**Task description**
Pull out every line below that contains the word "this".

:: Listing

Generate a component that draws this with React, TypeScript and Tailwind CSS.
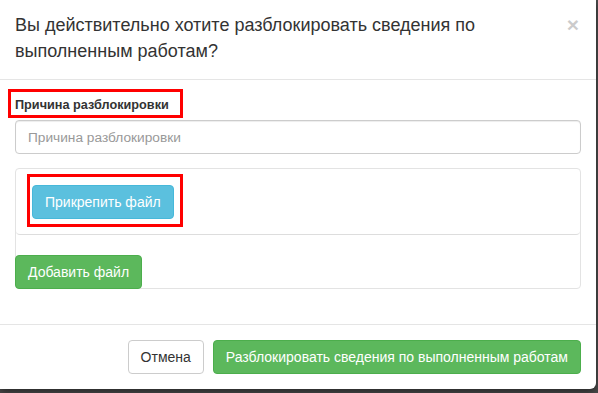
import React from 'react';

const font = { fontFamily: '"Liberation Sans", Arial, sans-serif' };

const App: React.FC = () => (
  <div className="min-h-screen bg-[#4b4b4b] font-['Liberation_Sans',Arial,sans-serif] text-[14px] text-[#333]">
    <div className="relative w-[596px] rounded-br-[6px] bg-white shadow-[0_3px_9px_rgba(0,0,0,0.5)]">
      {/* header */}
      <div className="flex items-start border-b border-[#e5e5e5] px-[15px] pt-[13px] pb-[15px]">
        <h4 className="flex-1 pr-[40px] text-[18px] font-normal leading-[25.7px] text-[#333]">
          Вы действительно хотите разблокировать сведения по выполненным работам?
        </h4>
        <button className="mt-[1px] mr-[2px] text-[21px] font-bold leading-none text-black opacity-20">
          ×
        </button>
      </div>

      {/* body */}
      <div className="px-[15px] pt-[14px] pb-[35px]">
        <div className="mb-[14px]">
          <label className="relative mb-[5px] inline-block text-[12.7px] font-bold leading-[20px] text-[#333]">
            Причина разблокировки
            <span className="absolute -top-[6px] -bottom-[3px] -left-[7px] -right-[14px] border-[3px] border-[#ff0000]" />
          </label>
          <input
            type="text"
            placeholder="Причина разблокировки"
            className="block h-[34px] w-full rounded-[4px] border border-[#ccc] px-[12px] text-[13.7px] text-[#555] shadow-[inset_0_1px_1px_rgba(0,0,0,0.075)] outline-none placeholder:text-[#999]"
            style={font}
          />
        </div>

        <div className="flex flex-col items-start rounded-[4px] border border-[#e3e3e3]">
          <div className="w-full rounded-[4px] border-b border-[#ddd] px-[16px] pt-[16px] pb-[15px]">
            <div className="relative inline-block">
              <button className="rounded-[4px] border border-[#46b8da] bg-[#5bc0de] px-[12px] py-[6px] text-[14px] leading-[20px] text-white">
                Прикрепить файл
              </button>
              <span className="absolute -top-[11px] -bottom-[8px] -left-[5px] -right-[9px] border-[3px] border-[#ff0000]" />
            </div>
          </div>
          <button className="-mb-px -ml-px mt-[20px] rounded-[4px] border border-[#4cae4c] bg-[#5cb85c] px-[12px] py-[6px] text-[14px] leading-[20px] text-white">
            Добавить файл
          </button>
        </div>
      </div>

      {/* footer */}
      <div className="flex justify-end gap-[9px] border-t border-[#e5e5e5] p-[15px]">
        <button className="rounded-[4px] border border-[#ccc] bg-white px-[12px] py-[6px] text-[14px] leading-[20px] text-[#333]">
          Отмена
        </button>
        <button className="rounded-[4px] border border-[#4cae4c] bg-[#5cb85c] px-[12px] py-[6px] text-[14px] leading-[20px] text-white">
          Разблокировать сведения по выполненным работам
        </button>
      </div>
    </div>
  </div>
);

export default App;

::::
:: Listing

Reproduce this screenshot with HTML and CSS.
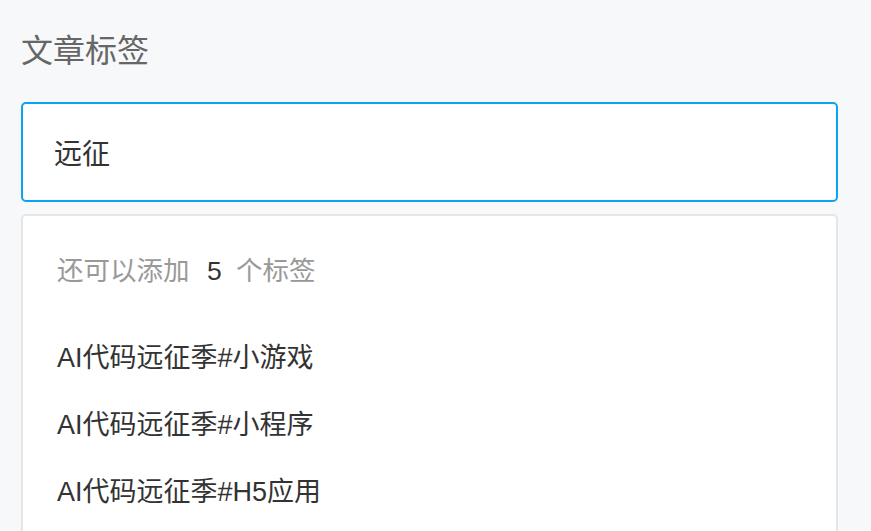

::::

**The output**
Generate a component that draws this with React, TypeScript and Tailwind CSS.
Reproduce this screenshot with HTML and CSS.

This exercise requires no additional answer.